Additionally or alternatively, other example adjustments may include increasing a temperature by actuating a heating element actuator to increase an output of the heating element. Increasing the output of the heating element may help to ensure that food products are heated to greater than the first temperature threshold for killing unwanted organisms. Thus, if the estimated disinfestation rate is less than a desired disinfestation rate then the output of the heating element may be increased in order to increase the estimated disinfestation rate to be greater than or equal to the desired threshold.

Adjustments to decrease a temperature may be achieved via actuating a cooling element actuator to increase a flow rate of cooling fluid, for example. Increasing a flow rate of cooling fluid may help to ensure that a temperature of the food products are decreased below the second temperature threshold temperature for killing unwanted organisms. Thus, if the estimated disinfestation rate is less than a desired disinfestation rate then the flow rate of cooling fluid may be increased in order to increase the estimated disinfestation rate to be greater than or equal to the desired threshold.

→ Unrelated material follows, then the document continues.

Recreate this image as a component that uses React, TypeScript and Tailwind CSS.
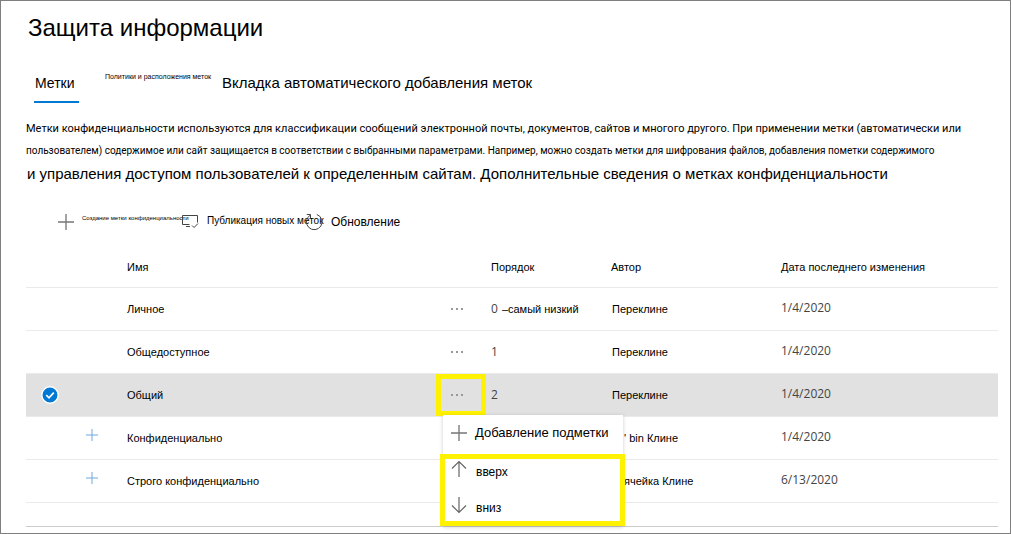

Furthermore, adjusting other disinfestation equipment parameters may include adjusting other actuators to adjust such parameters, such as motors, pumps, electrical pulsing, etc. These parameters may be adjusted responsive to an estimation of the disinfestation rate that is less than the desired disinfestation rate, for example, and the adjustments made to the parameters of the disinfestation equipment 106 may be made in order to increase the disinfestation rate to greater than or equal to the desired disinfestation rate.

Furthermore, the disinfestation equipment may be inspected responsive to displayed disinfestation information indicating that the estimated disinfestation rate is less than a desired disinfestation rate. For example, any one or combination of motors, pumps, heating elements, cooling elements, sealing elements, chemical levels in storage tanks, and other components of the disinfestation equipment may be inspected to determine if there is a malfunction in the machinery causing the estimated disinfestation rate to fall below the desired disinfestation rate.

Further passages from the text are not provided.